Virüs fiziksel bedenimizi de tehdit ediyor, aslında çok önemli bir mesaj da şu: Sen fiziksel bedeninin bekçiliğine soyunursan ondan ötesine gitmekte zorlanırsın. Neyin bekçiliğine soyunursak orada savaş alanı yaratırız. Manada söylemek istediği: sen kendi kaynağının en ilkel versiyonunda takılmışsın. Yani manada, neyin derdine düştün? sen kim olduğunu unuttun diyor. Fiziksel varlığımız gerçekte kim olduğumuzun belirgin olan “şekli”. Ama ben o fiziksel formumdan çok daha fazlayım. Esas yaratıcılık orada. Virüs bizi sahip olduğumuz kaynağın en ilkel formu ile tehdit ediyor ki ondan vazgeçebilirsek onun kutbu olan en zengin formumuza vakıf olabilelim.

Bu bilge virüs diyor ki hepimize: sen hiçbir şeyi kontrol edemezsin. Sen hiç kimseyi koruyamazsın, kendini bile, onun için bunlardan vazgeç, senin yapabileceğin tek bir şey var hayatın boyunca: hayatın içinde bulunduğun anlar silsilesidir, BUNU ANLA. Senin sorumluluğun bu anı nasıl kucaklayacağın, bu anla nasıl temas edeceğinin mühendisliğidir. Başka hiçbir şey yapamazsın. An’a küçük bir çocuk gibi yaklaşıp ona heyecanla yaklaşmak, önceden boyanmış bir gözlükle değil. Çocuğun öyle bir gözlüğü yoktu, çocuğun eline tarantula verilirse ağzına koyar. Her anı çocuksu bir coşku ve merakla kapsamaya, merak etmeye, onunla hemhal olmaya hazır ol. Senin sorumluluğun bu. Bunu karşına kocaman bir problem çıktığında yapamazsın, bunu küçük problemler çıktığında yapmaya başla ki o kasın gelişebilsin.

Bu bilge virüs diyor ki aslında: Senin hayatının her gününde bir çeşit korona yok muydu? Vardı. Ben senin bütün hayatın boyunca karşılaştığın koronalar çarpı bir milyonum belki. Çok şiddetli -yoğun olduğum için şimdi dert oldum.
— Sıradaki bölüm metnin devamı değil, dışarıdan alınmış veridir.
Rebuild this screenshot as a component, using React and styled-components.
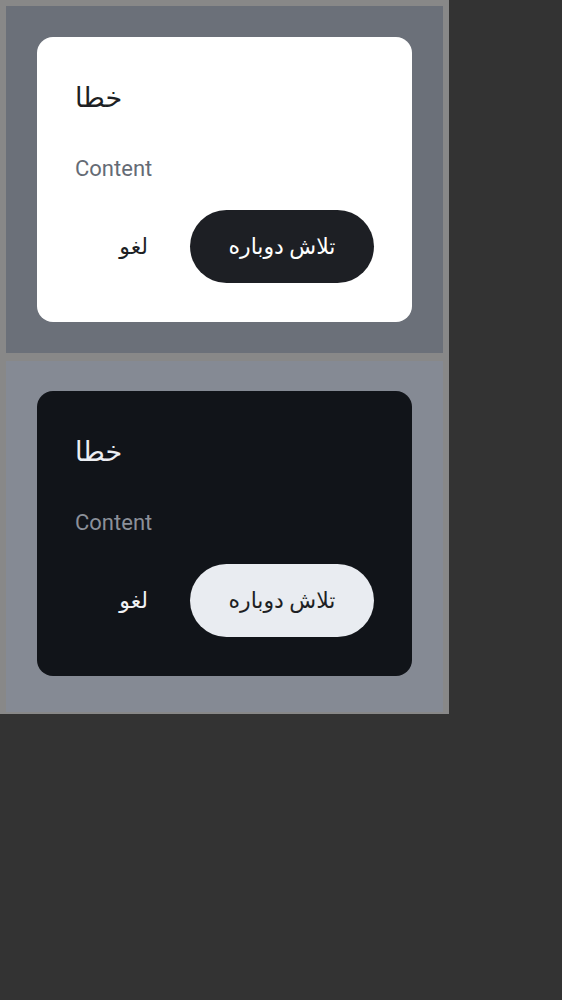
import React from 'react'
import styled, { createGlobalStyle } from 'styled-components'

const GlobalStyle = createGlobalStyle`
  html, body {
    margin: 0;
    padding: 0;
    background: #333333;
  }
  body {
    font-family: Roboto, "DejaVu Sans", sans-serif;
  }
`

const Frame = styled.div`
  width: 437px;
  padding: 6px 6px 2px;
  background: #888888;
  display: flex;
  flex-direction: column;
  gap: 8px;
`

const Surface = styled.div`
  background: ${p => (p.dark ? '#858a94' : '#6b7079')};
  padding: ${p => (p.dark ? '30px 31px 36px' : '31px')};
`

const Card = styled.div`
  background: ${p => (p.dark ? '#111419' : '#ffffff')};
  border-radius: 16px;
  padding: 43px 38px 39px;
  display: flex;
  flex-direction: column;
`

const Title = styled.h2`
  margin: 0;
  font-size: 27px;
  font-weight: 400;
  line-height: 36px;
  color: ${p => (p.dark ? '#eceef2' : '#1d1f24')};
`

const Body = styled.p`
  margin: 38px 0 0;
  font-size: 22px;
  line-height: 30px;
  color: ${p => (p.dark ? '#8b9099' : '#656b75')};
`

const Actions = styled.div`
  display: flex;
  justify-content: flex-end;
  align-items: center;
  gap: 18px;
  margin-top: 26px;
`

const TextButton = styled.button`
  border: none;
  background: transparent;
  font-family: inherit;
  font-size: 22px;
  height: 73px;
  padding: 0 24px;
  border-radius: 37px;
  color: ${p => (p.dark ? '#f1f2f5' : '#1d1f24')};
`

const FilledButton = styled.button`
  border: none;
  font-family: inherit;
  font-size: 22px;
  height: 73px;
  width: 184px;
  border-radius: 37px;
  background: ${p => (p.dark ? '#e9ecf1' : '#1d1f24')};
  color: ${p => (p.dark ? '#1d1f24' : '#ffffff')};
`

const Dialog = ({ dark }) => (
  <Surface dark={dark}>
    <Card dark={dark}>
      <Title dark={dark}>خطا</Title>
      <Body dark={dark}>Content</Body>
      <Actions>
        <TextButton dark={dark}>لغو</TextButton>
        <FilledButton dark={dark}>تلاش دوباره</FilledButton>
      </Actions>
    </Card>
  </Surface>
)

export default function App() {
  return (
    <>
      <GlobalStyle />
      <Frame>
        <Dialog />
        <Dialog dark />
      </Frame>
    </>
  )
}
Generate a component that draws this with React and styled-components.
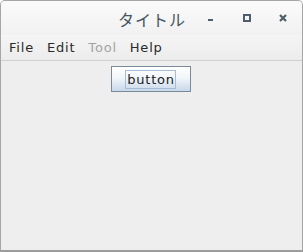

Ne yapayım, daha az şiddetli seslenişlerim duyulmadı, göz ardı edildi. Kendimi duyurabilmek için haykırışım çok sert oldu.

Korona, bir velinimet aslında. Çünkü birçok şeyi fark etmemiz için bir fırsat. “Ben kendime ve bütüne ne şekilde korona olmuşum” sorusunu kendimize sorabilirsek ve vereceğimiz yanıtları kendimize bir bütünün parçaları olduğumuz gerçeğini hatırlamak için kullanabilirsek, temsili olduğumuz kaynağın şimdiye kadar kullanmadığımız taraflarının keşfine hizmet edeceğimize inanıyorum.